→ **What you are asked to do**: Find the word "this" in the data. Return every line where it appears.

begin Recorded information

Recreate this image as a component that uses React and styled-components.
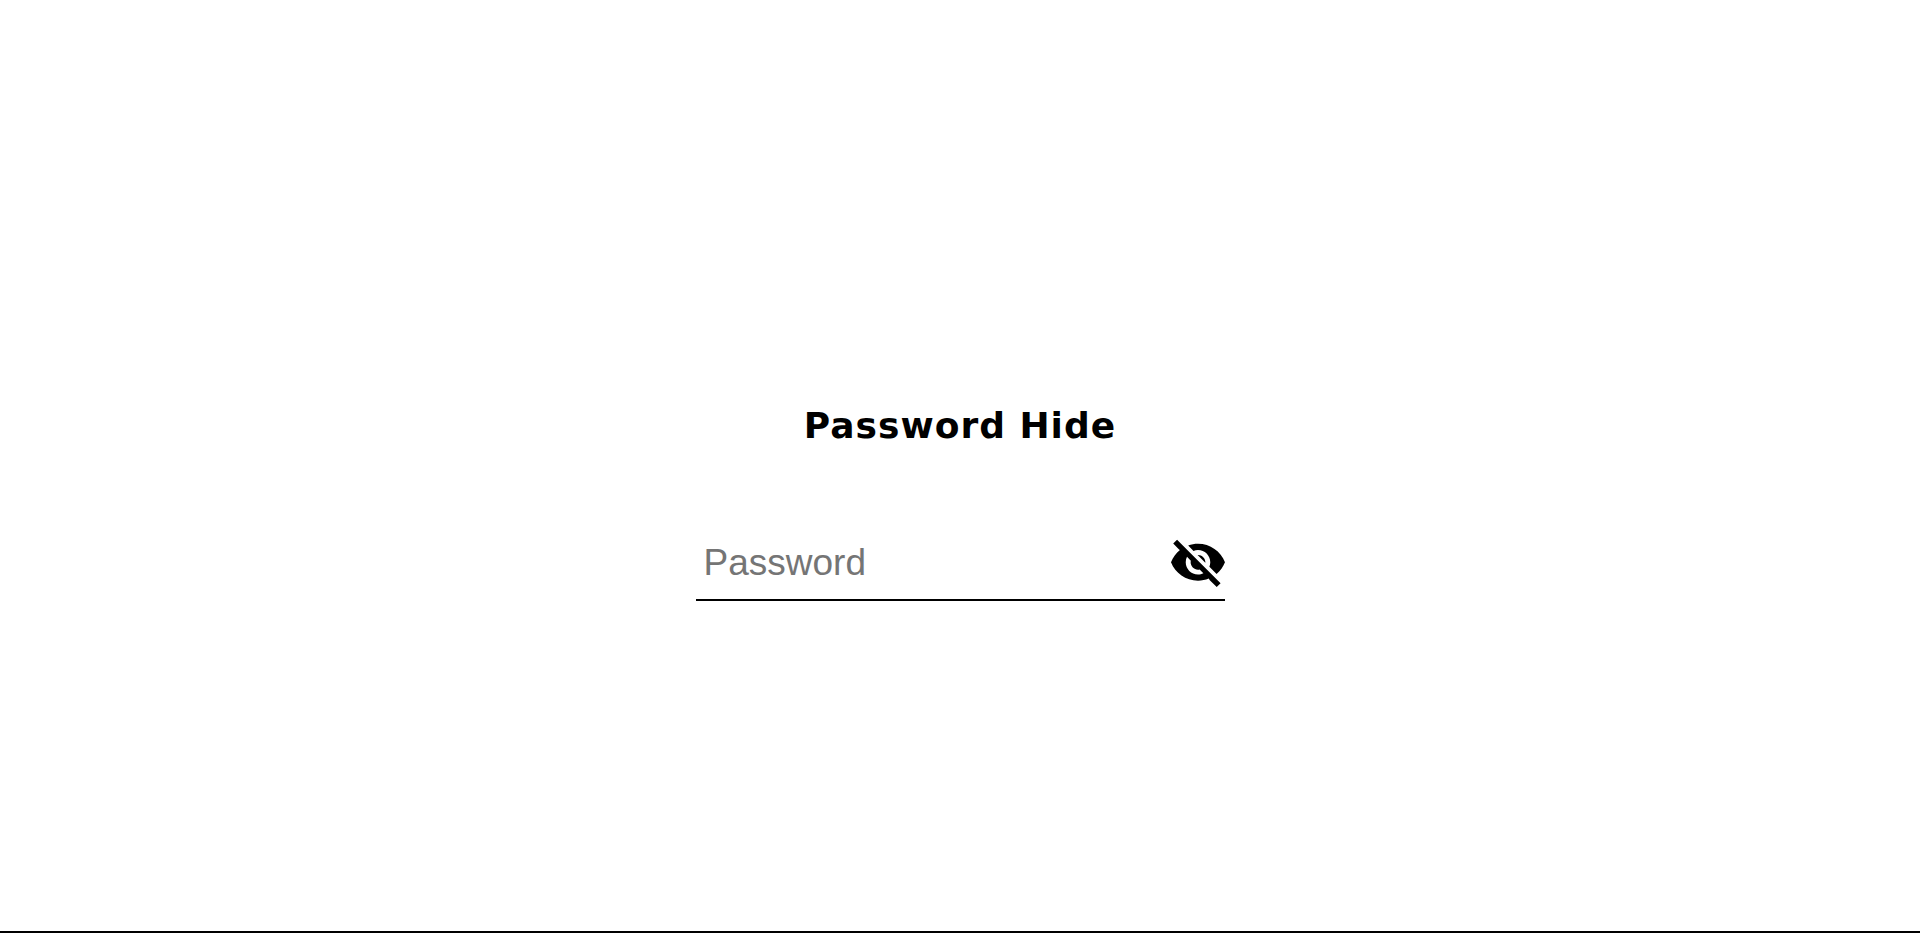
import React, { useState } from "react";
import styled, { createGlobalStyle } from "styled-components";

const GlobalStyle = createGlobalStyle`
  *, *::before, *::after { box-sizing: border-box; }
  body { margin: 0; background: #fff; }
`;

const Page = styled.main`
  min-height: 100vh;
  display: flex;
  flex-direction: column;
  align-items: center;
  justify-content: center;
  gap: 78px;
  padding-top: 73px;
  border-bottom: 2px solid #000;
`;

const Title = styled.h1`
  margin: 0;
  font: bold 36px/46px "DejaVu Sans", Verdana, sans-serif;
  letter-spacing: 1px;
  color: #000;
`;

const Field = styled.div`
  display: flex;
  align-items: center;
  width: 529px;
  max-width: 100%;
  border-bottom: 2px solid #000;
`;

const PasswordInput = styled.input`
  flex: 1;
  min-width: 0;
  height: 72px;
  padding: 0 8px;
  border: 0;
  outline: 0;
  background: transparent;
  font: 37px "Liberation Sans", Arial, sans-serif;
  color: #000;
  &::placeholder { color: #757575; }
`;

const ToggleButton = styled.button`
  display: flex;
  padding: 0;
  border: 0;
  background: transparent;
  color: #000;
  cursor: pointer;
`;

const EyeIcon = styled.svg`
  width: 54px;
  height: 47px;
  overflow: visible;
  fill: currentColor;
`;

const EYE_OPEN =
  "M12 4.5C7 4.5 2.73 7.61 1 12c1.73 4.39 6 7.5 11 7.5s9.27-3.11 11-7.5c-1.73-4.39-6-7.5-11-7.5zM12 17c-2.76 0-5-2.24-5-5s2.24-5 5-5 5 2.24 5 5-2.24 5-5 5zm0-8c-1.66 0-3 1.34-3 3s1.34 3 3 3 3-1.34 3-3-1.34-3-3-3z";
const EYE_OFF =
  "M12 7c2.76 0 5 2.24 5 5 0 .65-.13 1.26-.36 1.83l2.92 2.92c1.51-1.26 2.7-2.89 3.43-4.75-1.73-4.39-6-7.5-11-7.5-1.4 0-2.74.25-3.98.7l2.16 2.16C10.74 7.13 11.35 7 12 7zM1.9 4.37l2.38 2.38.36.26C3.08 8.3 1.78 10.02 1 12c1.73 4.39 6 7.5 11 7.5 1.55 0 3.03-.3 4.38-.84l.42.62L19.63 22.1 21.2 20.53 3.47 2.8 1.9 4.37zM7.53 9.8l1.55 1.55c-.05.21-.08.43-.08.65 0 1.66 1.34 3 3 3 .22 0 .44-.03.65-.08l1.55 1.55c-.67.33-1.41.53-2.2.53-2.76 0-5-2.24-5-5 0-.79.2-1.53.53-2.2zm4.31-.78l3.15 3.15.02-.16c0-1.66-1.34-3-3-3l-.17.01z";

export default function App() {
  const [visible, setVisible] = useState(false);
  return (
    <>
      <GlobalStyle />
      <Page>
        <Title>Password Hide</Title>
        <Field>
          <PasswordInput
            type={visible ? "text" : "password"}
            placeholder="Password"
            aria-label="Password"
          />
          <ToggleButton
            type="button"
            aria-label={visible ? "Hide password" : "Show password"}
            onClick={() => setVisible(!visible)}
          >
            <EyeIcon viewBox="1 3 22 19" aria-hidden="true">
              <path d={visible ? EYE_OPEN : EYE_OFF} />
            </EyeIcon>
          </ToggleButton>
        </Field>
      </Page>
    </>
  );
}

end Recorded information
begin Recorded information

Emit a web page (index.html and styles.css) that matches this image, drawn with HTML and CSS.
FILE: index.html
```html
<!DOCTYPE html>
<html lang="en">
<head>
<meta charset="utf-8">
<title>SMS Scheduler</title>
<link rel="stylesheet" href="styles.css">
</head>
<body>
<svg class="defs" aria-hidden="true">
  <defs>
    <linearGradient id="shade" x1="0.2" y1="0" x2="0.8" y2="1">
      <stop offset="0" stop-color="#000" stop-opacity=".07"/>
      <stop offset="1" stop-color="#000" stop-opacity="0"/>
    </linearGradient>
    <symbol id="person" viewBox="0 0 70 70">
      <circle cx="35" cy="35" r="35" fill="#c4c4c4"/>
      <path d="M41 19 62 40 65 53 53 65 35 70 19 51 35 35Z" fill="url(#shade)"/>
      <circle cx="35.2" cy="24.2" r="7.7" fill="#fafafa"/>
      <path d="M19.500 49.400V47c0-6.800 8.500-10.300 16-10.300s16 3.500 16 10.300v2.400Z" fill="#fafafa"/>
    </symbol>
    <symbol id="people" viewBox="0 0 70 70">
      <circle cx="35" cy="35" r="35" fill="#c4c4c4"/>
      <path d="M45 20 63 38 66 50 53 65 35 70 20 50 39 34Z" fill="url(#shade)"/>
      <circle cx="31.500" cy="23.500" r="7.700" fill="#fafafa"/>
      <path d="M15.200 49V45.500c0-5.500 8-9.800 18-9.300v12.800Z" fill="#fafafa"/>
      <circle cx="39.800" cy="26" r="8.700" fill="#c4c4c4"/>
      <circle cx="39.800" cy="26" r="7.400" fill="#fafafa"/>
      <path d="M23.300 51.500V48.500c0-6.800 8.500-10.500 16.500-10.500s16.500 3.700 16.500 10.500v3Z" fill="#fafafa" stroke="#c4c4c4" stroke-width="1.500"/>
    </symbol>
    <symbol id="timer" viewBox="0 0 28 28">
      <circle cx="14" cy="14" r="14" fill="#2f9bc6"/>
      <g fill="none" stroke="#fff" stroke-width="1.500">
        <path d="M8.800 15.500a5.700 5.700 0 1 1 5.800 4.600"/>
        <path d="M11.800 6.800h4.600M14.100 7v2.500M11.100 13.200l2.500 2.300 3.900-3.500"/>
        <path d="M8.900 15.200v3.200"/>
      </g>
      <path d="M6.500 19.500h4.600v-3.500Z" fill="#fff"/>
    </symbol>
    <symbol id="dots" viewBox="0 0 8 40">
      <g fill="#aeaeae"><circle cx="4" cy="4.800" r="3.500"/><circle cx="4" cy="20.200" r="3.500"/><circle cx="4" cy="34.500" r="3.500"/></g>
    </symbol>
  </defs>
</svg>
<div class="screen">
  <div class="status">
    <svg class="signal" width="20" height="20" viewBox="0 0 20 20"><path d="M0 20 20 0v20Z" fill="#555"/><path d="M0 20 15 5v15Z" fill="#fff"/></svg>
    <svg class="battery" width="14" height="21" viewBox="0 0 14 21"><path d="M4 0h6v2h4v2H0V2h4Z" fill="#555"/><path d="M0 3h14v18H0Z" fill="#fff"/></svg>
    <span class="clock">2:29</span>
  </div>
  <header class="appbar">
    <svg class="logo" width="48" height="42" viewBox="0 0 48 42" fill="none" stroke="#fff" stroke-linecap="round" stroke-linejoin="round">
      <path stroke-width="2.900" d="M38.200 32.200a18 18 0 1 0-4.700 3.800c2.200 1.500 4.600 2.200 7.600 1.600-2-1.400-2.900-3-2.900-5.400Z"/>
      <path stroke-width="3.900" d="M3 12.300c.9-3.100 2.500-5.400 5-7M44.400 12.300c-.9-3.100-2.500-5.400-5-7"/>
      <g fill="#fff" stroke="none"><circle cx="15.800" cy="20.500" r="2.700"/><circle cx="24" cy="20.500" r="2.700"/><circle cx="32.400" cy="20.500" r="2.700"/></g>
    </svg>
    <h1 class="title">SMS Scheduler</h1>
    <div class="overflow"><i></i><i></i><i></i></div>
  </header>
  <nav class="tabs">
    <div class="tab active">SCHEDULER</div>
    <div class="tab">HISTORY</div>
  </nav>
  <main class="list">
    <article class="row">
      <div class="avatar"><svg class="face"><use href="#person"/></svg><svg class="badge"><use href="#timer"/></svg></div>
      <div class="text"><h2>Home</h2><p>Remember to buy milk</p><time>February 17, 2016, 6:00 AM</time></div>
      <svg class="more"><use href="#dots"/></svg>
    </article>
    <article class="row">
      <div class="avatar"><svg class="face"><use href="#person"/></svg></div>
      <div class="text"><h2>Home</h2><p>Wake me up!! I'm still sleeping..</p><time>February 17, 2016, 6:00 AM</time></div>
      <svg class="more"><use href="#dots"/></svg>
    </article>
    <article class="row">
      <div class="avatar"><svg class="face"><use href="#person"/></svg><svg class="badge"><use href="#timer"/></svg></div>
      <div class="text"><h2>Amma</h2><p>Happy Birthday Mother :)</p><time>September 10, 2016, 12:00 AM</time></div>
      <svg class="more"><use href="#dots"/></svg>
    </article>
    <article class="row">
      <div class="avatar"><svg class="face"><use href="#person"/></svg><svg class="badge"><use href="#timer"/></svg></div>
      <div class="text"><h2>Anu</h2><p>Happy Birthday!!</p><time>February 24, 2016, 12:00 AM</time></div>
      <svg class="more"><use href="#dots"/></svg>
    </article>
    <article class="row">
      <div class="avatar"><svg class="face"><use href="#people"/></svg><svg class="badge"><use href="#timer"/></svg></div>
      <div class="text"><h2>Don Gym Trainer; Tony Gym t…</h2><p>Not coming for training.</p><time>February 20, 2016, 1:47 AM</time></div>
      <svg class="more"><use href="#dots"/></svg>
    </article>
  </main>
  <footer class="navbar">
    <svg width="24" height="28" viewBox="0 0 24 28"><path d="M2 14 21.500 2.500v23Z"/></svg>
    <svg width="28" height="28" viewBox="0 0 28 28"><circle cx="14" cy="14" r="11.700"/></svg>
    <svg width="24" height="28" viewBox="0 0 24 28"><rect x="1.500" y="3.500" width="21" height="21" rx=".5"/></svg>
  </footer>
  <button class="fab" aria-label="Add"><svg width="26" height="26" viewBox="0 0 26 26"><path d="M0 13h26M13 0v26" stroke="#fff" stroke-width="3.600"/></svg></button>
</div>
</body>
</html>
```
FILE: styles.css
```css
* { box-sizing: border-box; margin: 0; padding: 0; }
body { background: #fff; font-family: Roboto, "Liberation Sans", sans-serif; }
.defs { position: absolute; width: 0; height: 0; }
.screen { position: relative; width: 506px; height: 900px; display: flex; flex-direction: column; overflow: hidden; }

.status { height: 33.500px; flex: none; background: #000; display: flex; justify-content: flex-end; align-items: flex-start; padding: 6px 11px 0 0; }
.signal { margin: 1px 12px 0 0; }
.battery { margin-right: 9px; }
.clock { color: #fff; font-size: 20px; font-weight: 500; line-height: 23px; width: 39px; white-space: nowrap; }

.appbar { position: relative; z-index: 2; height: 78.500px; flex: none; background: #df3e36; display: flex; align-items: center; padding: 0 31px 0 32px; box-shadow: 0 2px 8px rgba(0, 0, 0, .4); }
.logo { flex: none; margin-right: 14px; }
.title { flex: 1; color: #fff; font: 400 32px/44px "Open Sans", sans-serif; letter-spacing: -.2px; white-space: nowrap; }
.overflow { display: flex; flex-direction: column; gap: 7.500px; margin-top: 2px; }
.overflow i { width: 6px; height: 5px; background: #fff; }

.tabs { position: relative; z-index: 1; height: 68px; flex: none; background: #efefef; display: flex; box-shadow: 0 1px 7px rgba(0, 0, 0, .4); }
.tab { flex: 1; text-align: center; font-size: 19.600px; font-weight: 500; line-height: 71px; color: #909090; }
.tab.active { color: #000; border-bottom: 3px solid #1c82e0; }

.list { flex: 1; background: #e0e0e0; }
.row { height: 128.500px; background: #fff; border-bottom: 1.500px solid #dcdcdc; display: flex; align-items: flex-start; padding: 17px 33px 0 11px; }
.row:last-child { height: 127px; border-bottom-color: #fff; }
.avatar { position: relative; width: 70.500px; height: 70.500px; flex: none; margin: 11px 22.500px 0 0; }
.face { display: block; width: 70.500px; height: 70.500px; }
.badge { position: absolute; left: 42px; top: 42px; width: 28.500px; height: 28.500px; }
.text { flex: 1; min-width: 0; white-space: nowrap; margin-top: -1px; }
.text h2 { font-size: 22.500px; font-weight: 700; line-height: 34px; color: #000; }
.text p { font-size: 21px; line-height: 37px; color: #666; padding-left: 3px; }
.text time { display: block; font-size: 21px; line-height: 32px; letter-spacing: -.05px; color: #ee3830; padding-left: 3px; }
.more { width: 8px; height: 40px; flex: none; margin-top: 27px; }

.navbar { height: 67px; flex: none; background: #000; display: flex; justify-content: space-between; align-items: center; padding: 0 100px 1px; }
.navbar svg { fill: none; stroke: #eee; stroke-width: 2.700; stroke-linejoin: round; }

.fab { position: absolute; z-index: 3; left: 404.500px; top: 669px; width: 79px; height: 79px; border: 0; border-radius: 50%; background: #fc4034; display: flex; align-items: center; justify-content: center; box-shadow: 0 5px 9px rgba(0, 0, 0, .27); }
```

end Recorded information

→ **Task output**:
Recreate this image as a component that uses React and styled-components.
Emit a web page (index.html and styles.css) that matches this image, drawn with HTML and CSS.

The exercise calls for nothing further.